## Problem statement:
Print the lines that start the entries and continue through the one holding "import React from 'react'", please, exactly and with the pictures omitted.

## Extracted material:
☆ ☆ ☆ ☆ ☆ ☆ ☆

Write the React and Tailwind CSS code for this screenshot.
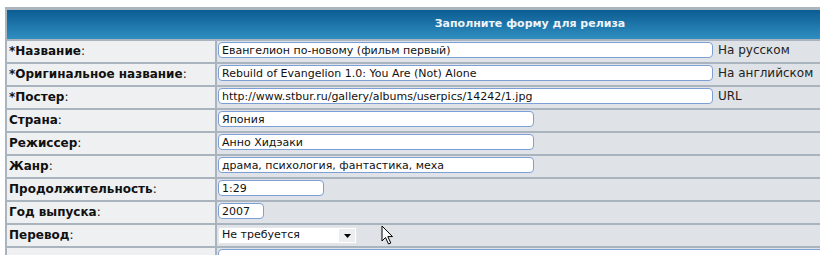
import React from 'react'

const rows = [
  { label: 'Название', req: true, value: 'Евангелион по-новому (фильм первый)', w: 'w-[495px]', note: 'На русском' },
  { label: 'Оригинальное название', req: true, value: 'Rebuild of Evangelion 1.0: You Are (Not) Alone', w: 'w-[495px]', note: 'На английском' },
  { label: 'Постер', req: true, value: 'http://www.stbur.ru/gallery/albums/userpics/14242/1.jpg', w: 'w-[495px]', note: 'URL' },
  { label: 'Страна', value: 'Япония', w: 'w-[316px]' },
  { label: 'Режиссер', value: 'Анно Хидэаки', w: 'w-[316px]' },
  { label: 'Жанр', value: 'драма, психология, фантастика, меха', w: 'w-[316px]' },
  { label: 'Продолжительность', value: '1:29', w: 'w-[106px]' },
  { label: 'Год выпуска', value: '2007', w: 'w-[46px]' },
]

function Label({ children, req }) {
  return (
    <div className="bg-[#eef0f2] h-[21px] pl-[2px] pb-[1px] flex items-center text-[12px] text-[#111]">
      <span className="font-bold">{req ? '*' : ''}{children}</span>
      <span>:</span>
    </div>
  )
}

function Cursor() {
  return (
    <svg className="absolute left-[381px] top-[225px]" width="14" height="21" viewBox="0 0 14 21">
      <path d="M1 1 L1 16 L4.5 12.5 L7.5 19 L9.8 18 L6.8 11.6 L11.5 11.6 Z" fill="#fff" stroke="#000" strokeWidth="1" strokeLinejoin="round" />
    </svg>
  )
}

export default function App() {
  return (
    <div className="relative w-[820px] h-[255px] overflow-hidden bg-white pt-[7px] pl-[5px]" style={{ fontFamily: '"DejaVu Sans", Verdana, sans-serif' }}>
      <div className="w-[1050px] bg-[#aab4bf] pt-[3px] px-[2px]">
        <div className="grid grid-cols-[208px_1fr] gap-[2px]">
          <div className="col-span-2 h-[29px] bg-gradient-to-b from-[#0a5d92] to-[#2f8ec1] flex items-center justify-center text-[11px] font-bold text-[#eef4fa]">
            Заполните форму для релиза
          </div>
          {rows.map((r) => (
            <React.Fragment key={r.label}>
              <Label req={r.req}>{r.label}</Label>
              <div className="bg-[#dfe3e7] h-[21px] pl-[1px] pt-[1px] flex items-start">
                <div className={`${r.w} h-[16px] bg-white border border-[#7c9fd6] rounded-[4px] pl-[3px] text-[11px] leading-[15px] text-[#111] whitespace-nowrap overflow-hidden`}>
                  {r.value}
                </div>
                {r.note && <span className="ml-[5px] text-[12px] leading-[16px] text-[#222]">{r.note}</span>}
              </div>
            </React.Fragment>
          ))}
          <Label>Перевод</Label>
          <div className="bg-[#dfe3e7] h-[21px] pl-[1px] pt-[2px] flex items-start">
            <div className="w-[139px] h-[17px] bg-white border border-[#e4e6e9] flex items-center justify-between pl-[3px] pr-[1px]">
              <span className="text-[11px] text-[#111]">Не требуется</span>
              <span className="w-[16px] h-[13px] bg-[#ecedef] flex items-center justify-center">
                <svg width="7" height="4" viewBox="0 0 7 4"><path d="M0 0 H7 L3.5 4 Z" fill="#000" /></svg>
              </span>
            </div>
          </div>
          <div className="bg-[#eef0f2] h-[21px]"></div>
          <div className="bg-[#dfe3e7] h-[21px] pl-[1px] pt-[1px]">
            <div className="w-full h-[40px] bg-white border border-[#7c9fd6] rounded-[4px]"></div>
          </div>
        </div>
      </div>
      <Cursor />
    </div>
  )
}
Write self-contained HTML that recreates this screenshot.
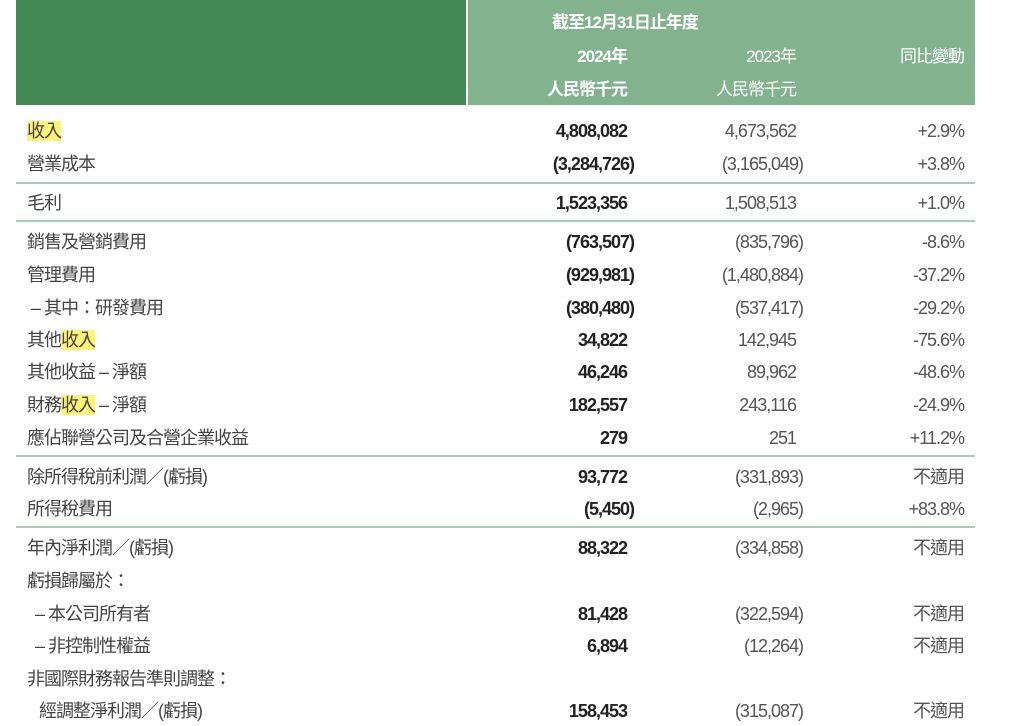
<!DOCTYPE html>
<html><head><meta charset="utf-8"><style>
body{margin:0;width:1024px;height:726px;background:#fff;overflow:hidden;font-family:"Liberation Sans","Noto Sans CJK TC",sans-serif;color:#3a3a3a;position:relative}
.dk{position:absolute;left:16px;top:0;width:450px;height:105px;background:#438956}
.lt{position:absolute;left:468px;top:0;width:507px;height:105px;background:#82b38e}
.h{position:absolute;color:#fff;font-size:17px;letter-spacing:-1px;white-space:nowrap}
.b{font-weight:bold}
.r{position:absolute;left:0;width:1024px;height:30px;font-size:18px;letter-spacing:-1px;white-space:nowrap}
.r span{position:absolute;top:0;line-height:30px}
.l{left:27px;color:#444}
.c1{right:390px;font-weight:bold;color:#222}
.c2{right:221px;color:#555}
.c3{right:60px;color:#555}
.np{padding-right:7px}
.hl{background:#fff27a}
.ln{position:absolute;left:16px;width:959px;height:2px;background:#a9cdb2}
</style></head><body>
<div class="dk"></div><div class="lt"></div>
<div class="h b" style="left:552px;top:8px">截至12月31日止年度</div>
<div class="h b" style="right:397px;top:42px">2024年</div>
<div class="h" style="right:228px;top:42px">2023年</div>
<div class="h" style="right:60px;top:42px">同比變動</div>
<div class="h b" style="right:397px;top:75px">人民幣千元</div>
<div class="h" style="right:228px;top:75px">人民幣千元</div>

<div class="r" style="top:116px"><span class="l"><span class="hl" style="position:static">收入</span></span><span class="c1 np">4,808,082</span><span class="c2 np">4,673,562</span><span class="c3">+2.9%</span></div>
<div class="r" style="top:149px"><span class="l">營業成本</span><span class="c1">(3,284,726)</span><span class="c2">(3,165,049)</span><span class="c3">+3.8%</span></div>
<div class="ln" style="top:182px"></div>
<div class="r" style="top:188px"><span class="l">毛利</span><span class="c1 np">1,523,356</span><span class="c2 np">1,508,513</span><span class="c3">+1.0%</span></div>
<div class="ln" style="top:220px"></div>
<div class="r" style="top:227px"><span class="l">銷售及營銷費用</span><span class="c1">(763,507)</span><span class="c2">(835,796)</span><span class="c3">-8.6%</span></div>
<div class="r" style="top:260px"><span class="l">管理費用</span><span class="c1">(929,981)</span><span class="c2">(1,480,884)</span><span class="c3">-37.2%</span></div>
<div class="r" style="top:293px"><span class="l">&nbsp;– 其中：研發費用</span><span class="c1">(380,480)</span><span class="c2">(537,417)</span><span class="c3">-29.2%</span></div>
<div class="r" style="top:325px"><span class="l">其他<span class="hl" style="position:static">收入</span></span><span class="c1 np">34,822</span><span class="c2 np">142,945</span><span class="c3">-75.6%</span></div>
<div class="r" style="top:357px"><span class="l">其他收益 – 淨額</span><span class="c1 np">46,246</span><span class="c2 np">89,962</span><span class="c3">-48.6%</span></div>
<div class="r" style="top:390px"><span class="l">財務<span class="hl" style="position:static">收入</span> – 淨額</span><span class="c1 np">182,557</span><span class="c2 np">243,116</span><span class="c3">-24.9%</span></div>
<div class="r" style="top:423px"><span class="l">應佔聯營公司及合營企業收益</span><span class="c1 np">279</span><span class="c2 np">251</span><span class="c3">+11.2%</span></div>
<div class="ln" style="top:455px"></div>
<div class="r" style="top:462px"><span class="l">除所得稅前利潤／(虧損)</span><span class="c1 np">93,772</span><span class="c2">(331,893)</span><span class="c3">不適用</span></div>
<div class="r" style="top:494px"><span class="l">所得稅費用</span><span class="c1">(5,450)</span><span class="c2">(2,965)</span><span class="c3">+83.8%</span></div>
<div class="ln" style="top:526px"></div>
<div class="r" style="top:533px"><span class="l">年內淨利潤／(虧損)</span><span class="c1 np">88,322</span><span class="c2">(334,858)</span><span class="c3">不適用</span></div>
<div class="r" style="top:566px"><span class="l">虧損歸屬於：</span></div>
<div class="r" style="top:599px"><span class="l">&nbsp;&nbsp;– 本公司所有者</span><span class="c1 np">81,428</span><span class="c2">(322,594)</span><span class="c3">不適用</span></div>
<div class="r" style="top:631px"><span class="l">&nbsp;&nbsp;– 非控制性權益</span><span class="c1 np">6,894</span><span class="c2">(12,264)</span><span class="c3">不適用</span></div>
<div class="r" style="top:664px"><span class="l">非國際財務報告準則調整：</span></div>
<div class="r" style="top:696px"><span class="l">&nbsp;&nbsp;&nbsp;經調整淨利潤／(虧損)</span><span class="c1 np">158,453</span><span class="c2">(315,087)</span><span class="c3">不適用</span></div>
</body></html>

☆ ☆ ☆ ☆ ☆ ☆ ☆

## Result below:
Write the React and Tailwind CSS code for this screenshot.
import React from 'react'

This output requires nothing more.